Selon la juge Matteau, même si cette illustration est la pierre angulaire de la thèse des appelants, elle ne soulève en réalité que des états de fait, tout comme ce qu’on lui a démontré en lien avec l’inondation de 2005.

L’emplacement

La Cour d’appel donne raison à la juge lorsqu’elle en arrive à la conclusion que bien que l’on puisse constater que le gonflement des vannes le 14 avril a fait céder l’embâcle en amont des Rapides Rouges, la présence du barrage loin en aval de ces mêmes rapides n’était pour rien dans la formation naturelle de cet embâcle.

En ce qui a trait aux événements d’octobre 2005, alors qu’il y a eu de fortes crues, la Cour d’appel se montre d’accord avec la preuve présentée devant la juge Matteau voulant que les vannes du barrage étaient dégonflées en «tout temps pertinent».

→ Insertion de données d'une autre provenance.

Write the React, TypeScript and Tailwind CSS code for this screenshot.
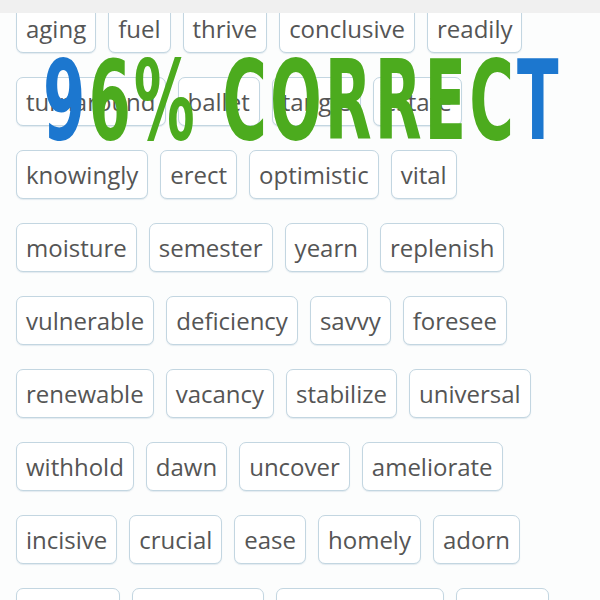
import React from "react";

const rows: string[][] = [
  ["aging", "fuel", "thrive", "conclusive", "readily"],
  ["turnaround", "ballet", "tangle", "estate"],
  ["knowingly", "erect", "optimistic", "vital"],
  ["moisture", "semester", "yearn", "replenish"],
  ["vulnerable", "deficiency", "savvy", "foresee"],
  ["renewable", "vacancy", "stabilize", "universal"],
  ["withhold", "dawn", "uncover", "ameliorate"],
  ["incisive", "crucial", "ease", "homely", "adorn"],
  ["scarcity", "persevere", "consequence", "hinder"],
];

function Chip({ word }: { word: string }) {
  return (
    <div className="h-[49px] px-[9px] flex items-center rounded-[7px] border-[1.5px] border-[#c3d6e1] bg-white text-[24px] leading-none text-[#555] shadow-[0_1px_1px_rgba(150,180,200,0.25)]">
      {word}
    </div>
  );
}

export default function App() {
  return (
    <div
      className="relative w-[600px] h-[600px] overflow-hidden bg-[#fcfdfd]"
      style={{ fontFamily: '"Open Sans", "Noto Sans", sans-serif' }}
    >
      <div className="pt-[4px] pl-[16px] flex flex-col gap-[24px]">
        {rows.map((r, i) => (
          <div key={i} className="flex gap-[12px]">
            {r.map((w) => (
              <Chip key={w} word={w} />
            ))}
          </div>
        ))}
      </div>
      <div className="absolute top-0 left-0 w-[600px] h-[13px] bg-[#f0f0f0]" />
      <div
        className="absolute left-[43px] top-[39px] origin-left scale-x-[0.615] whitespace-nowrap font-bold text-[110px] leading-[124px] tracking-[5px]"
        style={{ fontFamily: '"DejaVu Sans Condensed", "DejaVu Sans", sans-serif' }}
      >
        <span className="text-[#1c77cf]">9</span>
        <span className="text-[#4cab1e]">6% CORREC</span>
        <span className="text-[#1c77cf]">T</span>
      </div>
    </div>
  );
}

«D’autre part, c’est l’emplacement particulier des propriétés des appelants, situées en zone inondable et en amont des Rapides Rouges, qui les a exposées à ce risque et qui est le facteur causal déterminant pour expliquer l’inondation», conviennent les trois juges de la Cour d’appel qui sont d’avis que la juge de première instance n’a pas commis d’erreur.

En conséquence, les juges Nicole Duval Hesler, Yves-Marie Morissette et Marie St-Pierre ont rejeté l’appel des trois Brigittois, et ce, avec dépens.

L’un d’eux, Jacques-Laurent Lampron, de passage à nos bureaux, a indiqué l’intention du trio de porter maintenant le dossier à l’attention de la Cour suprême car il y voit toujours de très bonnes raisons de le faire.

Celui-ci fait notamment référence aux doléances formulées par son avocat quant à l’aspect du jugement rectifié du 11 septembre 2013 concernant l’impact ou non des vannes gonflées dans la partie de la rivière dont il est ici question.

Une décision sera vraisemblablement prise d’ici peu après consultation avec son avocat, mais tout semble indiquer qu’il ira jusqu’au bout.

«Je ne le fais pas pour une question d’argent, mais pour que la rivière Nicolet Sud-Ouest retrouve tous ses droits», nous a-t-il formulé.